* _OBJECTIVE_: Look over the lines below. Report each one that includes the string "full".

--- BEGIN RECORDED DATA ---

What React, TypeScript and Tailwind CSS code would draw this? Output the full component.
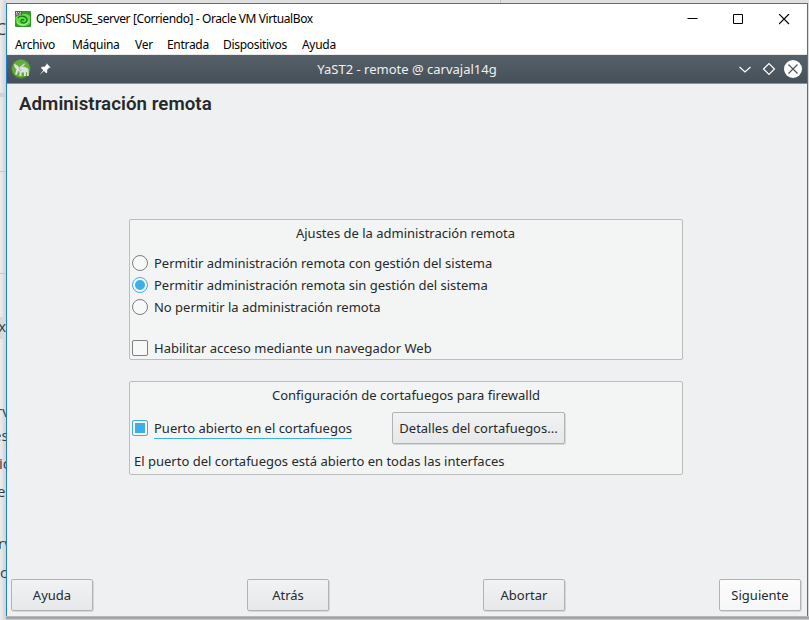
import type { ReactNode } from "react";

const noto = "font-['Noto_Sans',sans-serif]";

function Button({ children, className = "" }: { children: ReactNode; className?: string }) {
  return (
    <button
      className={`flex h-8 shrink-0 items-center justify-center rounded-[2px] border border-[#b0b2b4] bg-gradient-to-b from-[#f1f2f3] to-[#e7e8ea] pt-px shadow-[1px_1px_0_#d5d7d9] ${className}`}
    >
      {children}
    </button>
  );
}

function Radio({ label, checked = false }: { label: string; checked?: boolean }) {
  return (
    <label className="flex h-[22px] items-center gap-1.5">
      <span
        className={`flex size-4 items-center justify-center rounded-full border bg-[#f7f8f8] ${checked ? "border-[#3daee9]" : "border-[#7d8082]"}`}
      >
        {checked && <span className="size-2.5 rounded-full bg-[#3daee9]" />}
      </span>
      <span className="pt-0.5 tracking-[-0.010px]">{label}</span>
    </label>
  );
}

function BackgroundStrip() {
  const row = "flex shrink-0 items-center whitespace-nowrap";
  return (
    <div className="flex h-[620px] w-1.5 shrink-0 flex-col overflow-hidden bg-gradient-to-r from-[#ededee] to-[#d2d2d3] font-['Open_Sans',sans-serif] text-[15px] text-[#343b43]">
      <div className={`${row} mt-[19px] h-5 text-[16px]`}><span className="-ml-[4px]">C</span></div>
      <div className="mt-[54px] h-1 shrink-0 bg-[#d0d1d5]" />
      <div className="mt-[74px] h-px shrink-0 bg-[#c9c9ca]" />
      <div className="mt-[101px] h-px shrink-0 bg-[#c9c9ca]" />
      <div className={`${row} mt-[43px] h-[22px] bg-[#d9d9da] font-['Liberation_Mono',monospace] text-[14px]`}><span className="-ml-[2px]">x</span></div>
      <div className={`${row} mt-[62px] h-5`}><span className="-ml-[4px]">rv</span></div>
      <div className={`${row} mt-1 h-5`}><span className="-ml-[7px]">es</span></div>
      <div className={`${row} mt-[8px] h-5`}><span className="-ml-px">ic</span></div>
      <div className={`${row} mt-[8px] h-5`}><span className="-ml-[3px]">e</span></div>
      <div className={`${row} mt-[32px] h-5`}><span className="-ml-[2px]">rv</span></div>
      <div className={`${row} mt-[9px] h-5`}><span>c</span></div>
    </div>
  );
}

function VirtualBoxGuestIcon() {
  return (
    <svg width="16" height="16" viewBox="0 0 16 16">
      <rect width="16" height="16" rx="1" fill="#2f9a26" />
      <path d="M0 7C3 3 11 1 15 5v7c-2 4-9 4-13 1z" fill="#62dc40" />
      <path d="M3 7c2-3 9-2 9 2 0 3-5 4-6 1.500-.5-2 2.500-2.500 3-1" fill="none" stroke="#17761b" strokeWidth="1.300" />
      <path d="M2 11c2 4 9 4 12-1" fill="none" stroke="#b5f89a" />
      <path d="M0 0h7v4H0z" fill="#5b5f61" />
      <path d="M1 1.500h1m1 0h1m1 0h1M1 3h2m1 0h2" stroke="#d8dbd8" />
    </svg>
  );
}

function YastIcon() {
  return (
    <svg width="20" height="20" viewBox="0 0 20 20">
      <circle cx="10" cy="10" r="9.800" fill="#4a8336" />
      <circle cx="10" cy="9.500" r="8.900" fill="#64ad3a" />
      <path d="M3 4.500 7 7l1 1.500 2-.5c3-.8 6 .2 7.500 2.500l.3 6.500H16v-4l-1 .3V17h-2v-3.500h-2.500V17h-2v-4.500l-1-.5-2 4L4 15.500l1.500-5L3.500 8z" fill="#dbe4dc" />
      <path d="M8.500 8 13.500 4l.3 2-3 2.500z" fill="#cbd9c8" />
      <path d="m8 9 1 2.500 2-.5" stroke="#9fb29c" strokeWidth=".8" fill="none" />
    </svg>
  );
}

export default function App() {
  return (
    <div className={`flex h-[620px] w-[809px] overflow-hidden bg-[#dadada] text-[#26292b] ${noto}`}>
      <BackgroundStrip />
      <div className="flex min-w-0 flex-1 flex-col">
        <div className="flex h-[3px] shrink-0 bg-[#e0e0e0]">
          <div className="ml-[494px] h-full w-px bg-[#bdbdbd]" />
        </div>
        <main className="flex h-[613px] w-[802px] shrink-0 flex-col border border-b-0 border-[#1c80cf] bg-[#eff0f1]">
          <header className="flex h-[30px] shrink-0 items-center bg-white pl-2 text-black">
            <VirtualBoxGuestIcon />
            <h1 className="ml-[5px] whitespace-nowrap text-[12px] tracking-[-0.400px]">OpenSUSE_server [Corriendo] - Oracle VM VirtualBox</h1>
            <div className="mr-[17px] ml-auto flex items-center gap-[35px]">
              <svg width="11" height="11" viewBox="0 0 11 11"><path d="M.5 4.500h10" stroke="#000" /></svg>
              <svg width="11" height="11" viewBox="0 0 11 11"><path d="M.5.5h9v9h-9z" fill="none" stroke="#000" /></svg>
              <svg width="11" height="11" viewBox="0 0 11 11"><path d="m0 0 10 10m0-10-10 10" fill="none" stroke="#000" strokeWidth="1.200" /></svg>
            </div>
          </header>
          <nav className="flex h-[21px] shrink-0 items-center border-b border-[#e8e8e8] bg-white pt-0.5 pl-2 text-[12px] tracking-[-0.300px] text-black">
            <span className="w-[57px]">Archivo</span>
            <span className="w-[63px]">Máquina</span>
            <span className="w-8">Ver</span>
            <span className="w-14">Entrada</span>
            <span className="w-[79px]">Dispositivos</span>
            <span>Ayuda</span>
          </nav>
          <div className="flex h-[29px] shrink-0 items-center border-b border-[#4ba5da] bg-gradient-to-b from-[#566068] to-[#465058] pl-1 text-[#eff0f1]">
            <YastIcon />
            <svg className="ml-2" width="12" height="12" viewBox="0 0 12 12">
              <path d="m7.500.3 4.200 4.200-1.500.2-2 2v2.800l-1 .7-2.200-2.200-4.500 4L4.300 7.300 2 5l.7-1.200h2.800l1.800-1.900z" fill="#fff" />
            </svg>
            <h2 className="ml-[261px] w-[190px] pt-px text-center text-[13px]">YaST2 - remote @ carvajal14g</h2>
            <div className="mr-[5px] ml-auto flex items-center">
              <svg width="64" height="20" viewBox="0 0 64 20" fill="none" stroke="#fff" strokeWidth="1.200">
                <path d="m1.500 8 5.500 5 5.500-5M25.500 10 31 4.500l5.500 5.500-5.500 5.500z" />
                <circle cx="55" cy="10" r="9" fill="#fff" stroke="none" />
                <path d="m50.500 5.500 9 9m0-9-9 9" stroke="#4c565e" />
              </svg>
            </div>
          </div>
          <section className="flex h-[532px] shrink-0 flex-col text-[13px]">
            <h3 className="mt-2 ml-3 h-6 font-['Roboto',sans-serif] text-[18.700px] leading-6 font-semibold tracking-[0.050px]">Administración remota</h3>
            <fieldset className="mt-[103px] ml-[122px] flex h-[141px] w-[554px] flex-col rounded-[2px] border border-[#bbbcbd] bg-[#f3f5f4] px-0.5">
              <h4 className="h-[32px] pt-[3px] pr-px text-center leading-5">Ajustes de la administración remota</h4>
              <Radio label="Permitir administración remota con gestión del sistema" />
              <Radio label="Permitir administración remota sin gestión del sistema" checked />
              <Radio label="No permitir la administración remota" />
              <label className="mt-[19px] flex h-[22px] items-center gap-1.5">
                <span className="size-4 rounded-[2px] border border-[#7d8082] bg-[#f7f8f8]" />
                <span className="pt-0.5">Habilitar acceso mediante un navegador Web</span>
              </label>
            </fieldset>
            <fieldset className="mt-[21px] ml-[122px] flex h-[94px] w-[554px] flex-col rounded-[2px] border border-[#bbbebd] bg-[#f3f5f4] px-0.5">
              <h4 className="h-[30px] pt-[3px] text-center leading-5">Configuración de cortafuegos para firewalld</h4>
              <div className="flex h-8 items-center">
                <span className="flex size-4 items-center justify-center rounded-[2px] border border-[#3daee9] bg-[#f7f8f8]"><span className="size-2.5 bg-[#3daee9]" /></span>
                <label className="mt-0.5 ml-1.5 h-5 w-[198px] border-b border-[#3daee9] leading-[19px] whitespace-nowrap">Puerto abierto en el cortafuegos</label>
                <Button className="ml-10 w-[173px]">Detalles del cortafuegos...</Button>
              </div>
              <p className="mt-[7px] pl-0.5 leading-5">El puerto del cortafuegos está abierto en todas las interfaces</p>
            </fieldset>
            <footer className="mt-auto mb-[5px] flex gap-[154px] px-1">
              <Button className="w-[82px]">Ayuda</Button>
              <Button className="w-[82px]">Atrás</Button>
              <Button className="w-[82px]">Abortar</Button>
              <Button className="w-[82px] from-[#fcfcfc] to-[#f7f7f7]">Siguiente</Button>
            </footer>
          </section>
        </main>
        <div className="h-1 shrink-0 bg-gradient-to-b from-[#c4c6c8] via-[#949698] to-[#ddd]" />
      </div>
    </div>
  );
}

--- END RECORDED DATA ---

* _EXERCISE RESULT_:
What React, TypeScript and Tailwind CSS code would draw this? Output the full component.
        className={`flex size-4 items-center justify-center rounded-full border bg-[#f7f8f8] ${checked ? "border-[#3daee9]" : "border-[#7d8082]"}`}
        {checked && <span className="size-2.5 rounded-full bg-[#3daee9]" />}
          <div className="ml-[494px] h-full w-px bg-[#bdbdbd]" />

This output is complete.